Written Japanese, fundamentally standardized by the eighth century, had undergone sporadic and incremental change prior to the Meiji period, evolving into a collection of documentary, epistolary, and narrative styles that were firmly bound in the classical language. The spoken language, on the other hand, which had developed considerably over the centuries, reflected the multiple dialects and complex hierarchies of contemporary Japan. The disparity between writing and speech caused great concern for Meiji leaders, both because learning the written language took a great deal of time and effort and because it was a barrier to mass literacy. Although Tokugawa literature contained examples of colloquial dialogue, writers and scholars sought a narrative style that was closer to speech yet flexible enough to be used in formal contexts.
Futabatei Shimei is generally credited with the first successful use of a vernacular style in his novel Ukigumo (1887; tr. The Drifting Clouds, 1967). However, Futabatei gives credit for his model of colloquial narrative to rakugo storyteller San’yutei Encho, whose collaboration with Takusari Koki (inventor of sokki, Japanese shorthand) allowed rakugo stories to be published in newspapers. Other writers quickly joined the so-called genbun itchi (unification of writing and speech) movement, to which there was opposition through the 1910s. Publishing houses adopted the new style in their children’s literary journals, such as Akai Tori, and other massmarketed publications, which led to its widespread adoption. The use of classical written styles continued among some authors, however, for several decades.

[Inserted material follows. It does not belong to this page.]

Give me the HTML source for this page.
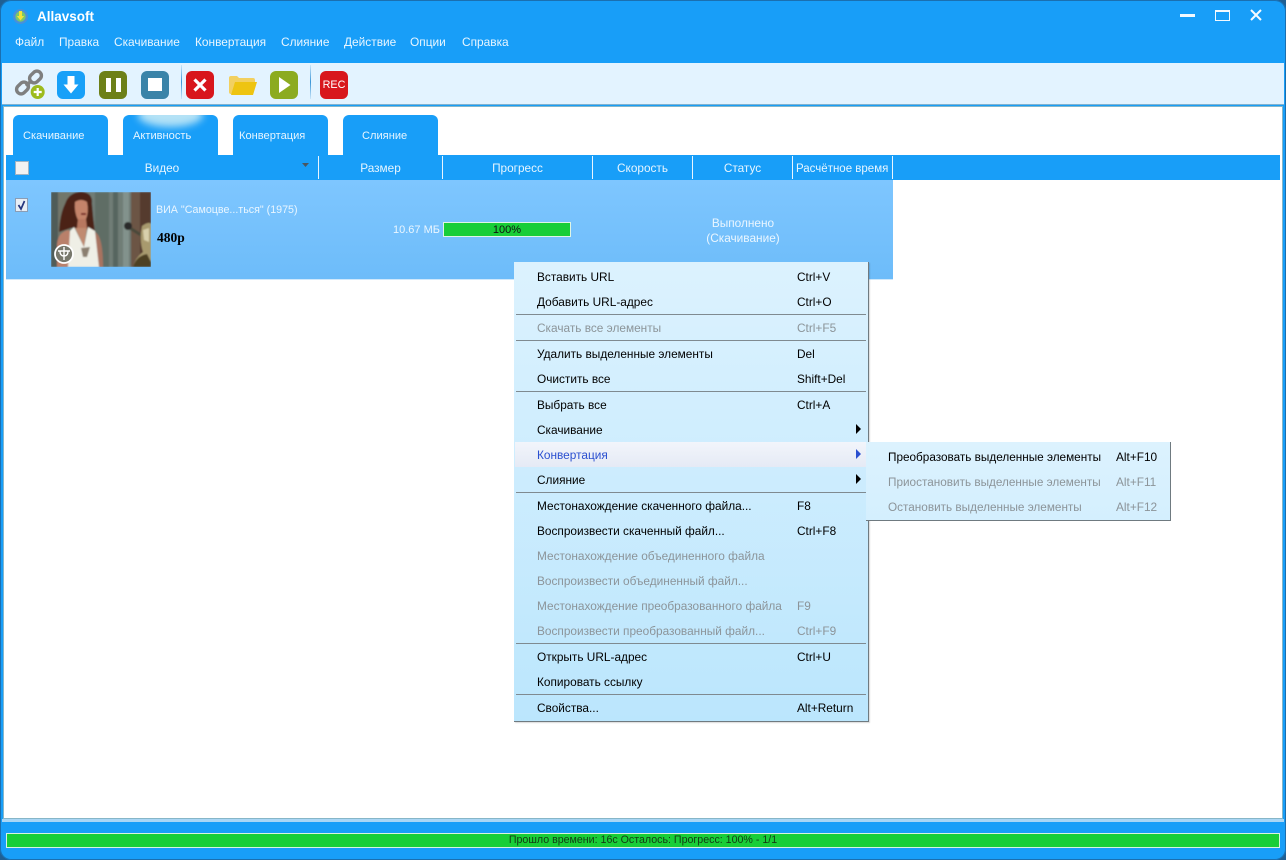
<!DOCTYPE html>
<html><head><meta charset="utf-8"><style>
html,body{margin:0;padding:0;width:1286px;height:860px;overflow:hidden;background:#1f5f93}
body{font-family:"Liberation Sans",sans-serif;font-size:11.85px;position:relative}
div,span,svg{position:absolute}
.t{white-space:nowrap;line-height:14px}
.c{text-align:center}
.w{color:#fff}
#win{left:0;top:0;width:1286px;height:860px;background:#189ef8;border-radius:11px;box-shadow:inset 0 0 0 1px #1a6fb0}
.m{color:#e9f6ff;font-size:11.9px;top:35px}
.tab{top:115px;width:95px;height:40px;background:#189ef8;border-radius:6px 6px 0 0}
.tt{color:#e6f5ff;top:129px;font-size:11.1px}
.sep{top:156px;width:1px;height:23px;background:#e8f5ff}
.h{top:161px;color:#e6f5ff;font-size:11.8px}
.i{left:537px;color:#000}
.s{left:797px;color:#000}
.g{color:#8c9499}
.ln{left:516px;width:350px;height:1px;background:#7f8a90}
.ar{width:0;height:0;border-left:5px solid #000;border-top:5px solid transparent;border-bottom:5px solid transparent;left:856px}
.btn{width:28px;height:28px;top:71px;border-radius:6px}
.tsep{top:65px;width:1px;height:34px;background:linear-gradient(rgba(60,150,215,.15),#3c96d7 50%,rgba(60,150,215,.15))}
</style></head><body>
<div id="win"></div>

<svg style="left:12px;top:8px" width="18" height="18" viewBox="0 0 18 18"><circle cx="8.500" cy="8.500" r="7.500" fill="#4a90d8"/><circle cx="8.500" cy="8.500" r="5.200" fill="#7cc66a"/><path d="M7 3h3v5h2.200l-3.700 4.500l-3.700-4.500H7Z" fill="#f0e43a"/></svg>
<div class="t w" style="left:37px;top:10px;font-weight:bold;font-size:13.5px">Allavsoft</div>

<div class="t m" style="left:15px">Файл</div>
<div class="t m" style="left:59px">Правка</div>
<div class="t m" style="left:114px">Скачивание</div>
<div class="t m" style="left:195px">Конвертация</div>
<div class="t m" style="left:281px">Слияние</div>
<div class="t m" style="left:344px">Действие</div>
<div class="t m" style="left:410px">Опции</div>
<div class="t m" style="left:462px">Справка</div>

<div style="left:1180px;top:14px;width:15px;height:3px;background:#f2f9ff"></div>
<div style="left:1215px;top:10px;width:13px;height:8px;border:1px solid #f2f9ff;border-top-width:2px;box-sizing:content-box"></div>
<svg style="left:1249px;top:8px" width="14" height="14" viewBox="0 0 14 14"><path d="M2 2L12 12M12 2L2 12" stroke="#f6fbff" stroke-width="2"/></svg>

<div style="left:2px;top:63px;width:1282px;height:41px;background:#e3f3ff"></div>
<div style="left:2px;top:104px;width:1282px;height:1px;background:#7fb2d0"></div>

<svg style="left:14px;top:68px" width="32" height="32" viewBox="0 0 32 32"><g fill="none" stroke="#7f7f7f" stroke-width="3.400"><rect x="15" y="4.500" width="13" height="9" rx="4.500" transform="rotate(-45 21.500 9)"/><rect x="2" y="15.500" width="13" height="9" rx="4.500" transform="rotate(-45 8.500 20)"/><path d="M12 18L18 12"/></g><circle cx="23.700" cy="24" r="7" fill="#9dbb1e"/><path d="M23.700 20v8M19.700 24h8" stroke="#fff" stroke-width="2.200"/></svg>

<div class="btn" style="left:57px;background:#18a0f8"></div>
<svg style="left:57px;top:71px" width="28" height="28" viewBox="0 0 28 28"><path d="M10.500 5h7v8.500h4L14 22.500l-7.500-9h4Z" fill="#fff"/></svg>
<div class="btn" style="left:99px;background:#6d8018"></div>
<div style="left:106px;top:78px;width:5px;height:14px;background:#fff"></div>
<div style="left:116px;top:78px;width:5px;height:14px;background:#fff"></div>
<div class="btn" style="left:141px;background:#3a83a8"></div>
<div style="left:148px;top:78px;width:14px;height:13px;background:#fff"></div>
<div class="tsep" style="left:181px"></div>
<div class="btn" style="left:186px;background:#d8161c"></div>
<svg style="left:186px;top:71px" width="28" height="28" viewBox="0 0 28 28"><path d="M8.500 8.500L19.500 19.500M19.500 8.500L8.500 19.500" stroke="#fff" stroke-width="3.200"/></svg>
<svg style="left:228px;top:75px" width="30" height="22" viewBox="0 0 30 22"><path d="M1 3Q1 1 3 1H9L11 3H25Q27 3 27 5V7H8L5 19H3Q1 19 1 17Z" fill="#f2d060"/><path d="M7 7H29L25 20H3Z" fill="#eec411"/></svg>
<div class="btn" style="left:270px;background:#8cab20"></div>
<svg style="left:270px;top:71px" width="28" height="28" viewBox="0 0 28 28"><path d="M9 6L20.500 14L9 22Z" fill="#fff"/></svg>
<div class="tsep" style="left:310px"></div>
<div class="btn" style="left:320px;background:#d8161c"></div>
<div class="t c w" style="left:320px;top:78px;width:28px;font-size:10.800px">REC</div>

<div style="left:3px;top:106px;width:1278px;height:711px;background:#fff;border:1px solid #86b6c8"></div>
<div style="left:2px;top:819px;width:1282px;height:3px;background:#a9d6f5"></div>

<div class="tab" style="left:13px"></div>
<div class="tab" style="left:123px;overflow:hidden"><div style="left:15px;top:-12px;width:65px;height:24px;border-radius:50%;background:#b4e2f6;filter:blur(4px)"></div></div>
<div class="tab" style="left:233px"></div>
<div class="tab" style="left:343px"></div>
<div class="t tt" style="left:23px">Скачивание</div>
<div class="t tt" style="left:133px">Активность</div>
<div class="t tt" style="left:239px">Конвертация</div>
<div class="t tt" style="left:362px">Слияние</div>

<div style="left:6px;top:155px;width:1274px;height:25px;background:#189ef8"></div>
<div style="left:15px;top:161px;width:12px;height:12px;background:#f2f2f2;border:1px solid #9fb4c4"></div>
<div class="t c h" style="left:112px;width:100px">Видео</div>
<svg style="left:301px;top:162px" width="9" height="6"><path d="M1 1h7L4.500 5Z" fill="#4a5660"/></svg>
<div class="sep" style="left:318px"></div>
<div class="t c h" style="left:319px;width:123px">Размер</div>
<div class="sep" style="left:442px"></div>
<div class="t c h" style="left:443px;width:149px">Прогресс</div>
<div class="sep" style="left:592px"></div>
<div class="t c h" style="left:593px;width:99px">Скорость</div>
<div class="sep" style="left:692px"></div>
<div class="t c h" style="left:693px;width:99px">Статус</div>
<div class="sep" style="left:792px"></div>
<div class="t h" style="left:796px;top:162px;font-size:11.5px">Расчётное время</div>
<div class="sep" style="left:892px"></div>

<div style="left:6px;top:180px;width:887px;height:99px;background:linear-gradient(#7ec6ff,#6dbcf9)"></div>
<div style="left:6px;top:279px;width:887px;height:1px;background:#cfe8fb"></div>
<div style="left:15px;top:198px;width:11px;height:12px;background:#e8eef5;border:1px solid #8a9db5"></div>
<svg style="left:16px;top:199px" width="11" height="12"><path d="M2.500 6L5 10L8.500 2" fill="none" stroke="#26367e" stroke-width="1.700"/></svg>

<svg style="left:51px;top:192px" width="100" height="75" viewBox="0 0 100 75"><defs><filter id="b"><feGaussianBlur stdDeviation=".8"/></filter></defs><g filter="url(#b)"><rect width="100" height="75" fill="#6f7d76"/><rect width="7" height="75" fill="#4f5c58"/><rect x="7" width="12" height="75" fill="#72776a"/><rect x="44" width="14" height="75" fill="#5f6d65"/><rect x="62" width="5" height="75" fill="#56655f"/><rect x="72" width="6" height="75" fill="#82928c"/><rect x="80" width="9" height="75" fill="#6c5545"/><rect x="89" width="11" height="75" fill="#553b2e"/>
<path d="M8 40Q9 22 14 12Q18 0 30 0Q42 0 41 12Q42 26 44 40L32 36L20 36Z" fill="#4b2213"/>
<path d="M24 10Q30 6 36 10Q38 20 35 27Q31 32 27 28Q23 20 24 10Z" fill="#c4846a"/><path d="M27 27h8l1 9h-10Z" fill="#b87860"/><path d="M30 21h5v2h-5Z" fill="#7a2a28"/>
<path d="M18 38Q7 40 6 52V75H20L22 48Z" fill="#b9806a"/><path d="M44 40Q52 44 52 75H46Z" fill="#a87360"/>
<path d="M19 39L23 35L33 55L37 35L44 39L48 75H17Z" fill="#efefe6"/><path d="M24 36L33 55L36 36Z" fill="#c08a70"/>
<path d="M30 56l9-1l-3 10h-4Z" fill="#8b7f70"/>
<path d="M76 34L96 47" stroke="#4a4a3a" stroke-width="3"/><circle cx="77" cy="34" r="4" fill="#2c2c2a"/>
<path d="M91 34Q98 29 100 32V75H82Q84 66 92 60Q88 48 91 34Z" fill="#a89a6e"/><path d="M82 75Q85 64 96 62L100 70V75Z" fill="#4e4024"/><path d="M92 38L98 36V50L93 48Z" fill="#d8d0ac"/></g>
<circle cx="13" cy="62" r="9" fill="#78786c" stroke="#fff" stroke-width="1.800"/><path d="M7 59h12M13 55v13M9 59q0 5 4 5M17 59q0 5-4 5" fill="none" stroke="#fff" stroke-width="1.400"/></svg>

<div class="t" style="left:156px;top:203px;color:#eaf6ff;font-size:10.7px">ВИА "Самоцве...ться" (1975)</div>
<div class="t" style="left:157px;top:231px;color:#000;font-weight:bold;font-size:13.500px;font-family:'Liberation Serif',serif">480p</div>
<div class="t" style="left:393px;top:223px;color:#eaf6ff;font-size:11px">10.67 МБ</div>
<div style="left:443px;top:222px;width:126px;height:13px;background:#18ce38;border:1px solid #dff5e5"></div>
<div class="t c" style="left:443px;top:223px;width:128px;color:#111;font-size:11px">100%</div>
<div class="t c" style="left:693px;top:216px;width:100px;color:#eaf6ff;line-height:15px">Выполнено<br>(Скачивание)</div>

<div style="left:514px;top:262px;width:354px;height:459px;background:linear-gradient(#dcf2fe,#bbe6fd);border-right:1px solid #6f7a80;border-bottom:1px solid #6f7a80;box-shadow:1px 1px 1px rgba(0,0,0,.15)"></div>
<div style="left:515px;top:442px;width:352px;height:25px;background:linear-gradient(#f2f5fb,#e5eaf5)"></div>
<div class="ln" style="top:314px"></div>
<div class="ln" style="top:340px"></div>
<div class="ln" style="top:391px"></div>
<div class="ln" style="top:492px"></div>
<div class="ln" style="top:643px"></div>
<div class="ln" style="top:694px"></div>

<div class="t i" style="top:270px">Вставить URL</div><div class="t s" style="top:270px">Ctrl+V</div>
<div class="t i" style="top:295px">Добавить URL-адрес</div><div class="t s" style="top:295px">Ctrl+O</div>
<div class="t i g" style="top:321px">Скачать все элементы</div><div class="t s g" style="top:321px">Ctrl+F5</div>
<div class="t i" style="top:347px">Удалить выделенные элементы</div><div class="t s" style="top:347px">Del</div>
<div class="t i" style="top:372px">Очистить все</div><div class="t s" style="top:372px">Shift+Del</div>
<div class="t i" style="top:398px">Выбрать все</div><div class="t s" style="top:398px">Ctrl+A</div>
<div class="t i" style="top:423px">Скачивание</div><div class="ar" style="top:424px"></div>
<div class="t i" style="top:448px;color:#2a4fd0">Конвертация</div><div class="ar" style="top:449px;border-left-color:#2a4fd0"></div>
<div class="t i" style="top:473px">Слияние</div><div class="ar" style="top:474px"></div>
<div class="t i" style="top:499px">Местонахождение скаченного файла...</div><div class="t s" style="top:499px">F8</div>
<div class="t i" style="top:524px">Воспроизвести скаченный файл...</div><div class="t s" style="top:524px">Ctrl+F8</div>
<div class="t i g" style="top:549px">Местонахождение объединенного файла</div>
<div class="t i g" style="top:574px">Воспроизвести объединенный файл...</div>
<div class="t i g" style="top:599px">Местонахождение преобразованного файла</div><div class="t s g" style="top:599px">F9</div>
<div class="t i g" style="top:624px">Воспроизвести преобразованный файл...</div><div class="t s g" style="top:624px">Ctrl+F9</div>
<div class="t i" style="top:650px">Открыть URL-адрес</div><div class="t s" style="top:650px">Ctrl+U</div>
<div class="t i" style="top:675px">Копировать ссылку</div>
<div class="t i" style="top:701px">Свойства...</div><div class="t s" style="top:701px">Alt+Return</div>

<div style="left:866px;top:442px;width:304px;height:78px;background:linear-gradient(#dcf2fe,#d4effe);border-right:1px solid #6f7a80;border-bottom:1px solid #6f7a80"></div>
<div class="t" style="left:888px;top:451px;color:#000;font-size:11.75px">Преобразовать выделенные элементы</div><div class="t" style="left:1116px;top:450px;color:#000">Alt+F10</div>
<div class="t g" style="left:888px;top:476px;font-size:11.75px">Приостановить выделенные элементы</div><div class="t g" style="left:1116px;top:475px">Alt+F11</div>
<div class="t g" style="left:888px;top:501px;font-size:11.75px">Остановить выделенные элементы</div><div class="t g" style="left:1116px;top:500px">Alt+F12</div>

<div style="left:6px;top:833px;width:1272px;height:13px;background:#18ce38;border:1px solid #d8f3e0"></div>
<div class="t c" style="left:6px;top:833px;width:1274px;color:#143a14;font-size:10.65px">Прошло времени: 16с Осталось: Прогресс: 100% - 1/1</div>
</body></html>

With that background, Matt focuses on “the mass of past and/or perfective verb endings”:
That particular part of Japanese reached its peak of complexity during Early Middle Japanese; it’s been a downhill slope of simplification ever since, and today we’re basically down to the –ta ending. But because Early Middle Japanese also served as the model for Classical Japanese, as the centuries rolled on the literary community were expected to master and preserve fine distinctions of a sort that their native language clear-felled and paved over increasingly far back in the mists of history.
He quotes “a marvelous rant on this topic by Ochiai Naofumi 落合直文, from an essay published in 1890 called ‘Shōrai no kokugo’ 将来の国語 (‘The national language/Japanese of the future’),” which I highly recommend. Peevery is ubiquitous and eternal!